**Required task:** Wherever a line in the data below holds "React", copy that line.
═════ Given material ═════
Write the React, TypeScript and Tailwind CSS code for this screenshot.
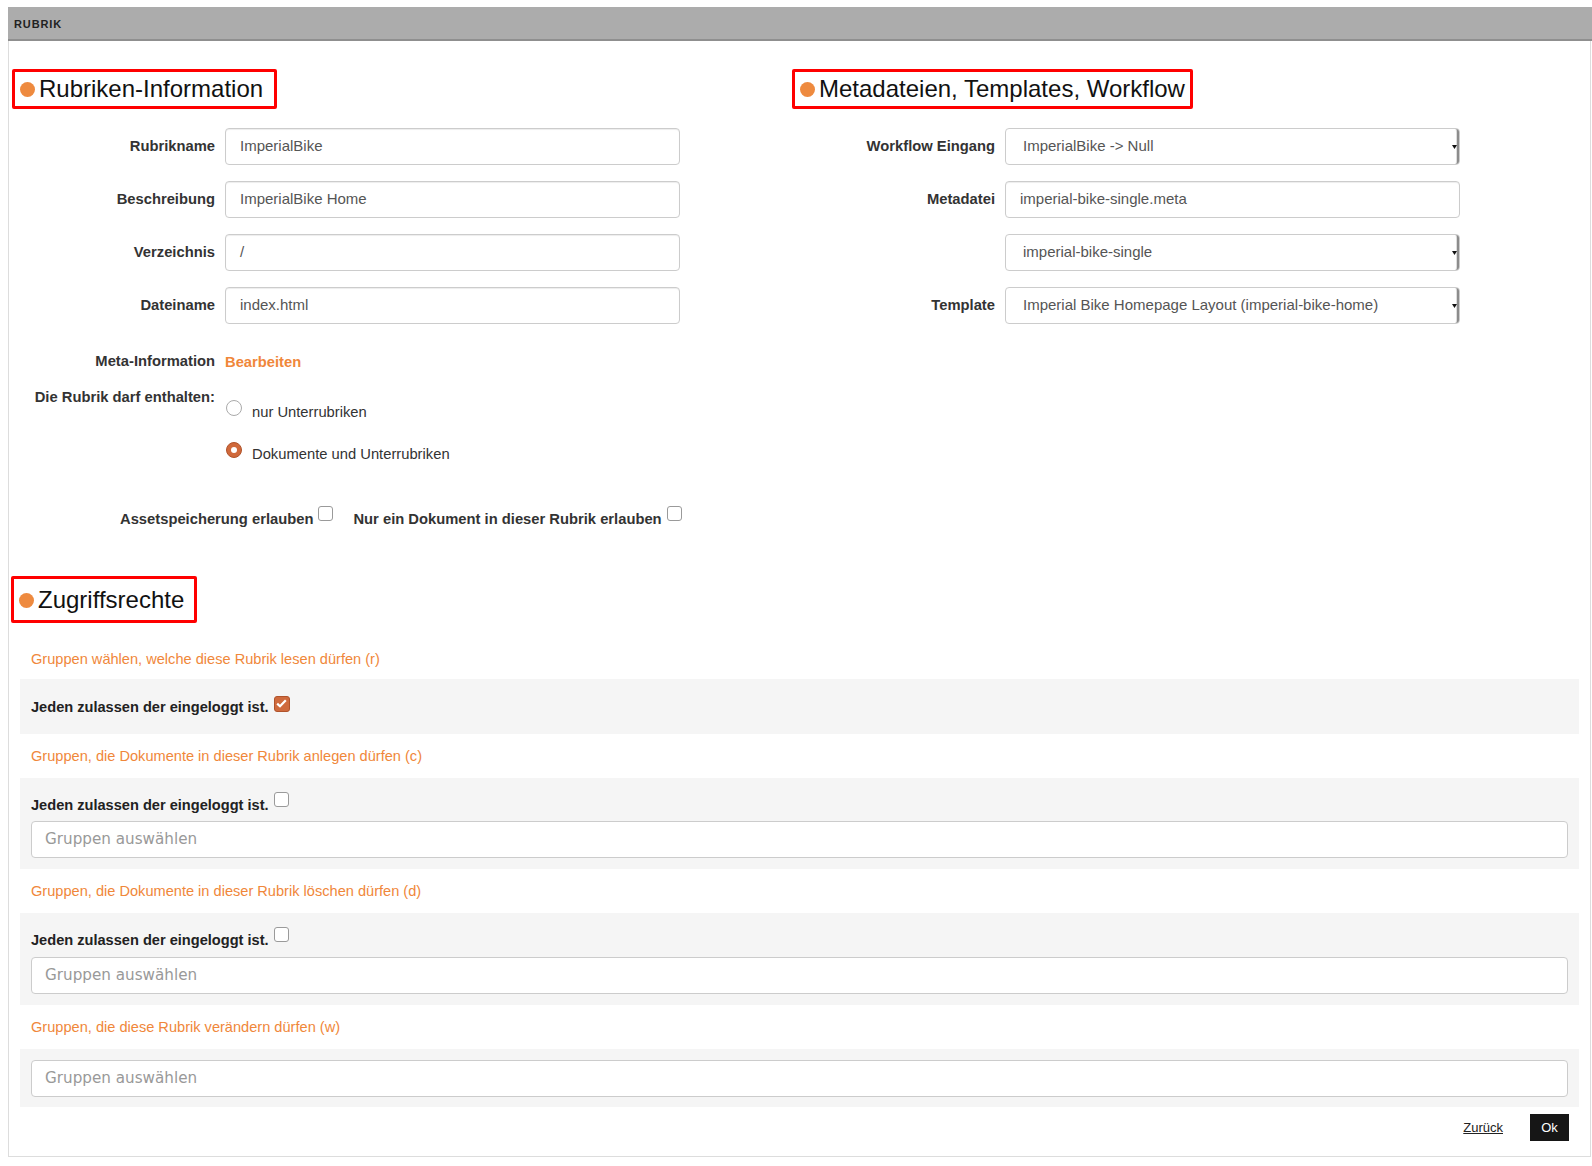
import React from 'react';

const FONT = { fontFamily: '"Liberation Sans", Arial, sans-serif' };

function Heading({ title, tall, pr = 'pr-[8px]' }: { title: string; tall?: boolean; pr?: string }) {
    return (
        <div className={`inline-flex items-center border-[3px] border-[#f00] rounded-[2px] pl-[5px] ${pr} ${tall ? 'h-[47px]' : 'h-[40px]'}`}>
            <span className='w-[15px] h-[15px] rounded-full bg-[#ee8a3f] mr-[4px] mt-[1px]'></span>
            <span className='text-[24px] text-[#111] leading-none'>{title}</span>
        </div>
    );
}

function TextInput({ value, pad = 'pl-[14px]' }: { value: string; pad?: string }) {
    return (
        <div className={`w-[455px] h-[37px] border border-[#ccc] rounded-[4px] shadow-[inset_0_1px_1px_rgba(0,0,0,0.075)] flex items-center ${pad} text-[15px] text-[#555] bg-white`}>
            {value}
        </div>
    );
}

function SelectBox({ value }: { value: string }) {
    return (
        <div className='w-[455px] h-[37px] border border-[#ccc] rounded-[4px] flex items-center bg-white relative'>
            <span className='pl-[17px] text-[15px] text-[#555] flex-1'>{value}</span>
            <span className='h-full w-[8px] flex items-center justify-center border-r-2 border-[#8c8c8c] rounded-r-[3px] shadow-[inset_-1px_0_0_#ddd]'>
                <svg width='5' height='4' viewBox='0 0 5 4'><path d='M0 0h5L2.5 4z' fill='#111' /></svg>
            </span>
        </div>
    );
}

function FormRow({ label, children }: { label: string; children: React.ReactNode }) {
    return (
        <div className='flex mb-[16px]'>
            <div className='w-[203px] text-right font-bold text-[14.75px] text-[#333] pt-[7px]'>{label}</div>
            <div className='ml-[10px]'>{children}</div>
        </div>
    );
}

function Checkbox({ checked }: { checked?: boolean }) {
    if (checked) {
        return (
            <span className='inline-flex w-[16px] h-[16px] rounded-[3px] bg-[#cf6a3d] border border-[#b0532b] items-center justify-center'>
                <svg width='11' height='9' viewBox='0 0 11 9'><path d='M1.2 4.6 4 7.3 9.8 1.2' fill='none' stroke='#fff' strokeWidth='2.2' /></svg>
            </span>
        );
    }
    return <span className='inline-block w-[15px] h-[15px] rounded-[3px] border border-[#9a9a9a] bg-white'></span>;
}

function Radio({ checked }: { checked?: boolean }) {
    if (checked) {
        return (
            <span className='inline-flex w-[16px] h-[16px] rounded-full bg-[#d0693b] border border-[#b0532b] items-center justify-center'>
                <span className='w-[6px] h-[6px] rounded-full bg-white'></span>
            </span>
        );
    }
    return <span className='inline-block w-[16px] h-[16px] rounded-full border border-[#aaa] bg-white'></span>;
}

function GroupInput() {
    return (
        <div className='h-[37px] border border-[#ccc] rounded-[4px] bg-white flex items-center pl-[13px] text-[15.2px] text-[#999]' style={{ fontFamily: '"DejaVu Sans", sans-serif' }}>
            Gruppen auswählen
        </div>
    );
}

function Allow({ checked }: { checked?: boolean }) {
    return (
        <div className='flex items-center font-bold text-[14.6px] text-[#222] h-[20px]'>
            <span>Jeden zulassen der eingeloggt ist.</span>
            <span className='ml-[5px] -mt-[7px]'><Checkbox checked={checked} /></span>
        </div>
    );
}

function OrangeTitle({ text, pb = 'pb-[12px]' }: { text: string; pb?: string }) {
    return <div className={`px-[11px] pt-[12px] ${pb} leading-[20px] text-[14.6px] text-[#f0873a]`}>{text}</div>;
}

export default function App() {
    return (
        <div className='bg-white min-h-screen pt-[7px] pl-[8px]' style={FONT}>
            <div className='h-[34px] bg-[#acacac] border-b-2 border-[#8f8f8f] flex items-center pt-[2px] pl-[6px] text-[11px] font-bold tracking-[0.08em] text-[#222]'>
                RUBRIK
            </div>
            <div className='border-l border-r border-b border-[#ddd] h-[1116px] mr-px flex flex-col'>
                <div className='flex pt-[28px]'>
                    <div className='w-[783px] pl-[3px]'>
                        <Heading title='Rubriken-Information' pr='pr-[11px]' />
                        <div className='mt-[19px]'>
                            <FormRow label='Rubrikname'><TextInput value='ImperialBike' /></FormRow>
                            <FormRow label='Beschreibung'><TextInput value='ImperialBike Home' /></FormRow>
                            <FormRow label='Verzeichnis'><TextInput value='/' /></FormRow>
                            <FormRow label='Dateiname'><TextInput value='index.html' /></FormRow>
                        </div>
                        <div className='flex items-center mt-[27px] h-[20px]'>
                            <div className='w-[203px] text-right font-bold text-[14.75px] text-[#333]'>Meta-Information</div>
                            <div className='ml-[10px] font-bold text-[14.75px] text-[#f0873a] mt-[3px]'>Bearbeiten</div>
                        </div>
                        <div className='flex mt-[16px]'>
                            <div className='w-[203px] text-right font-bold text-[14.75px] text-[#333] leading-[20px]'>Die Rubrik darf enthalten:</div>
                            <div className='ml-[11px] flex flex-col gap-[19px] pt-[13px]'>
                                <div className='flex items-start gap-[10px]'>
                                    <Radio />
                                    <span className='text-[14.75px] text-[#333] mt-[1px]'>nur Unterrubriken</span>
                                </div>
                                <div className='flex items-start gap-[10px]'>
                                    <Radio checked />
                                    <span className='text-[14.75px] text-[#333] mt-[1px]'>Dokumente und Unterrubriken</span>
                                </div>
                            </div>
                        </div>
                        <div className='flex items-center mt-[44px] pl-[108px] font-bold text-[14.75px] text-[#333] h-[20px]'>
                            <span>Assetspeicherung erlauben</span>
                            <span className='ml-[5px] -mt-[7px]'><Checkbox /></span>
                            <span className='ml-[20px]'>Nur ein Dokument in dieser Rubrik erlauben</span>
                            <span className='ml-[5px] -mt-[7px]'><Checkbox /></span>
                        </div>
                    </div>
                    <div className='flex-1'>
                        <Heading title='Metadateien, Templates, Workflow' pr='pr-[5px]' />
                        <div className='mt-[19px]'>
                            <FormRow label='Workflow Eingang'><SelectBox value='ImperialBike -> Null' /></FormRow>
                            <FormRow label='Metadatei'><TextInput value='imperial-bike-single.meta' /></FormRow>
                            <FormRow label=''><SelectBox value='imperial-bike-single' /></FormRow>
                            <FormRow label='Template'><SelectBox value='Imperial Bike Homepage Layout (imperial-bike-home)' /></FormRow>
                        </div>
                    </div>
                </div>

                <div className='pl-[2px] mt-[47px]'>
                    <Heading title='Zugriffsrechte' tall pr='pr-[10px]' />
                </div>

                <div className='mx-[11px] mt-[14px]'>
                    <OrangeTitle text='Gruppen wählen, welche diese Rubrik lesen dürfen (r)' pb='pb-[10px]' />
                    <div className='bg-[#f5f5f5] h-[55px] px-[11px] flex items-center pt-[2px]'>
                        <Allow checked />
                    </div>
                    <OrangeTitle text='Gruppen, die Dokumente in dieser Rubrik anlegen dürfen (c)' />
                    <div className='bg-[#f5f5f5] px-[11px] pt-[18px] pb-[11px]'>
                        <Allow />
                        <div className='mt-[5px]'><GroupInput /></div>
                    </div>
                    <OrangeTitle text='Gruppen, die Dokumente in dieser Rubrik löschen dürfen (d)' />
                    <div className='bg-[#f5f5f5] px-[11px] pt-[18px] pb-[11px]'>
                        <Allow />
                        <div className='mt-[6px]'><GroupInput /></div>
                    </div>
                    <OrangeTitle text='Gruppen, die diese Rubrik verändern dürfen (w)' />
                    <div className='bg-[#f5f5f5] px-[11px] pt-[11px] pb-[10px]'>
                        <GroupInput />
                    </div>
                </div>

                <div className='flex justify-end items-center mt-[7px] pr-[21px]'>
                    <a className='text-[13px] text-[#222] underline mr-[27px]'>Zurück</a>
                    <button className='bg-[#161616] text-white text-[13px] w-[39px] h-[27px]'>Ok</button>
                </div>
            </div>
        </div>
    );
}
═════
**Answer for this exercise:**
Write the React, TypeScript and Tailwind CSS code for this screenshot.
import React from 'react';
function FormRow({ label, children }: { label: string; children: React.ReactNode }) {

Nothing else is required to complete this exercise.